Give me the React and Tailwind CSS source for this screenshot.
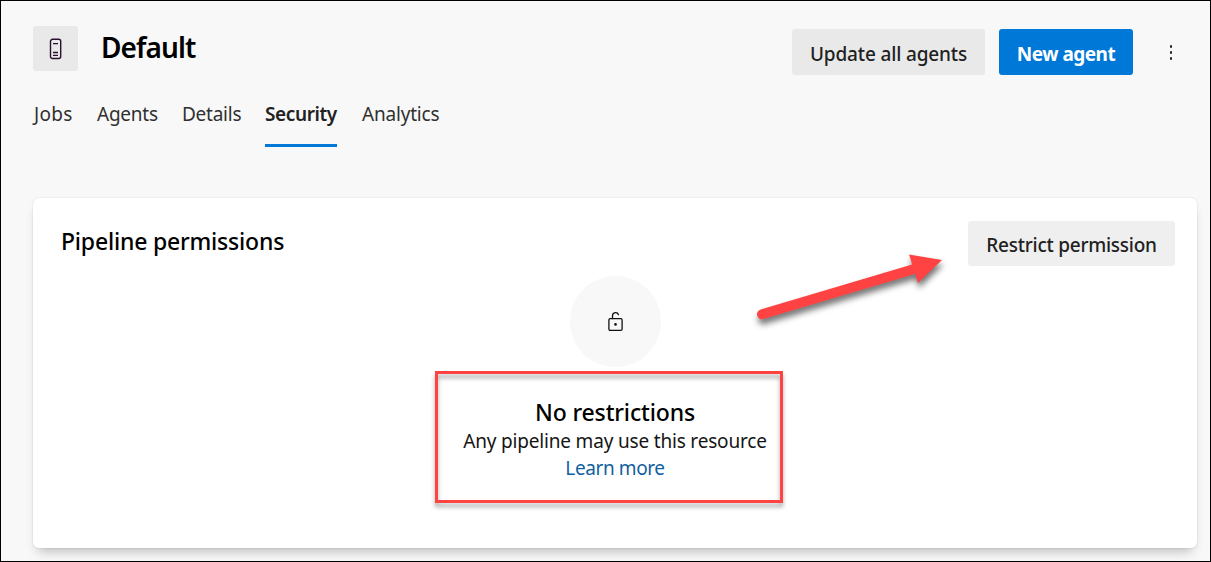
import React from 'react';

const tabs = [
  { label: 'Jobs', box: 'w-[39px] mr-[25px] tracking-[0.3px] pl-px' },
  { label: 'Agents', box: 'w-[61px] mr-[24px] tracking-[-0.25px]' },
  { label: 'Details', box: 'w-[59px] mr-[24px] tracking-[-0.25px]' },
  { label: 'Security', box: 'w-[72px] mr-[25px] tracking-[-0.4px]', active: true },
  { label: 'Analytics', box: 'w-[78px] tracking-[-0.2px]' },
];

function PoolIcon() {
  return (
    <svg width="13" height="22" viewBox="0 0 13 22" fill="none" stroke="#2b1030" strokeWidth="1.4">
      <rect x="1.5" y="1.3" width="10.2" height="19.2" rx="2" />
      <path d="M4 5.7h5M4 14.5h5M4 17.4h5" strokeWidth="1.3" />
    </svg>
  );
}

function UnlockIcon() {
  return (
    <svg width="17" height="23" viewBox="0 0 17 23" fill="none" stroke="#111" strokeWidth="1.3">
      <rect x="1.9" y="8.7" width="13.2" height="11.6" rx="1.2" />
      <path d="M5.5 8.5V5.6a3.1 3.1 0 0 1 6-.9" strokeLinecap="round" />
      <circle cx="8.5" cy="14.4" r="1.3" fill="#111" stroke="none" />
    </svg>
  );
}

export default function App() {
  return (
    <div className="relative flex h-[562px] w-[1211px] flex-col overflow-hidden border border-black bg-[#f8f8f8] pl-8 font-['Noto_Sans','Open_Sans',sans-serif] whitespace-nowrap text-[#212121]">
      <header className="mt-[25px] flex h-[49px]">
        <div className="flex size-[45px] items-center justify-center rounded-[3px] bg-[#e9e9e9]">
          <PoolIcon />
        </div>
        <h1 className="ml-[23px] h-[45px] w-[691px] text-[28px] leading-[43px] font-semibold tracking-[-0.9px] text-black">Default</h1>
        <div className="mt-[3px] flex h-[46px]">
          <button className="flex h-[46px] w-[193px] items-center justify-center rounded-[3px] bg-[#e9e9e9] pt-1 text-[19px] font-medium tracking-[-0.15px]">Update all agents</button>
          <button className="ml-[14px] flex h-[46px] w-[134px] items-center justify-center rounded-[3px] bg-[#0078d7] pt-1 text-[19px] font-bold tracking-[-0.5px] text-white">New agent</button>
          <button className="ml-[32px] mt-[15px] flex h-[17px] w-3 flex-col items-center justify-between py-[1px]" aria-label="More actions">
            <span className="size-[2.8px] rounded-full bg-[#222]" />
            <span className="size-[2.8px] rounded-full bg-[#222]" />
            <span className="size-[2.8px] rounded-full bg-[#222]" />
          </button>
        </div>
      </header>

      <nav className="mt-[21px] flex h-[51px]">
        {tabs.map((t) => (
          <a
            key={t.label}
            className={`${t.box} h-[51px] text-[19px] leading-[36px] ${t.active ? 'border-b-3 border-[#0078d7] font-semibold' : 'text-[#303030]'}`}
          >
            {t.label}
          </a>
        ))}
      </nav>

      <section className="mt-[51px] h-[350px] w-[1164px] rounded-[6px] bg-white shadow-[0_0_2px_rgba(0,0,0,0.14),0_8px_12px_-5px_rgba(0,0,0,0.26)]">
        <div className="flex h-[77px] justify-between pt-[23px] pr-[22px] pl-[28px]">
          <h2 className="text-[23px] leading-[41px] font-medium tracking-[-0.2px] text-black">Pipeline permissions</h2>
          <button className="flex h-[45px] w-[207px] items-center justify-center rounded-[3px] bg-[#efefef] pt-1 text-[19px] font-medium tracking-[-0.25px]">Restrict permission</button>
        </div>
        <div className="flex flex-col items-center pt-[1px]">
          <div className="flex size-[91px] items-center justify-center rounded-full bg-[#f8f8f8]">
            <UnlockIcon />
          </div>
          <h3 className="mt-[30px] h-[31px] text-[23px] leading-[31px] font-medium tracking-[-0.15px] text-black">No restrictions</h3>
          <p className="h-[27px] text-[19px] leading-[27px] tracking-[-0.18px] text-[#151515]">Any pipeline may use this resource</p>
          <a className="h-[27px] text-[19px] leading-[27px] tracking-[-0.4px] text-[#105f9f]">Learn more</a>
        </div>
      </section>

      <div className="absolute top-[370px] left-[434px] h-[132px] w-[348px] border-3 border-[#ff4343] [filter:drop-shadow(0px_4px_2px_rgba(0,0,0,0.35))]" />
      <svg className="absolute top-[239px] left-[739px] [filter:drop-shadow(1px_5px_3px_rgba(0,0,0,0.55))]" width="220" height="100" viewBox="740 240 220 100">
        <path d="M762 314.3L916 268.5" stroke="#ff4343" strokeWidth="10" strokeLinecap="round" />
        <path d="M909 254.5L942 260L918 283Z" fill="#ff4343" />
      </svg>
    </div>
  );
}
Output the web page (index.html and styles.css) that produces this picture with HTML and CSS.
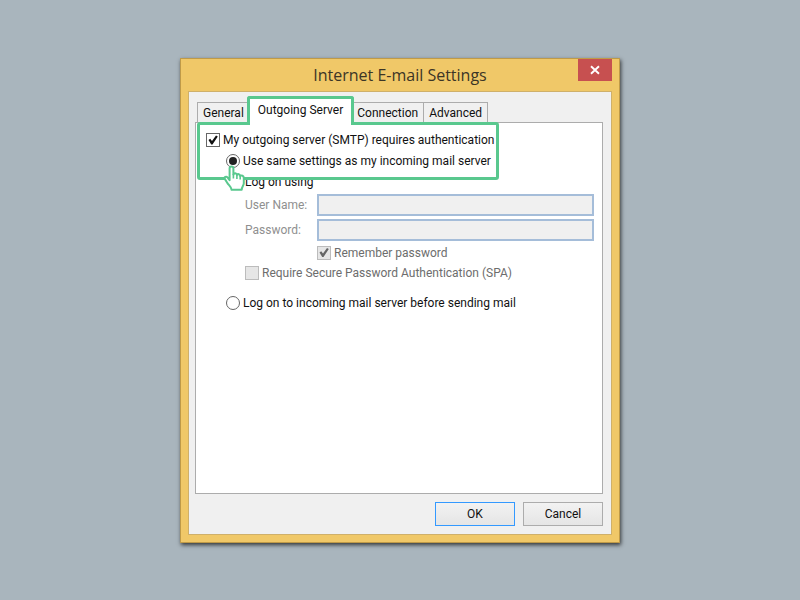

What to work on ▸
Tally the lines in these entries that have the string "this" in them, then answer with the count and nothing else.

The response ▸
3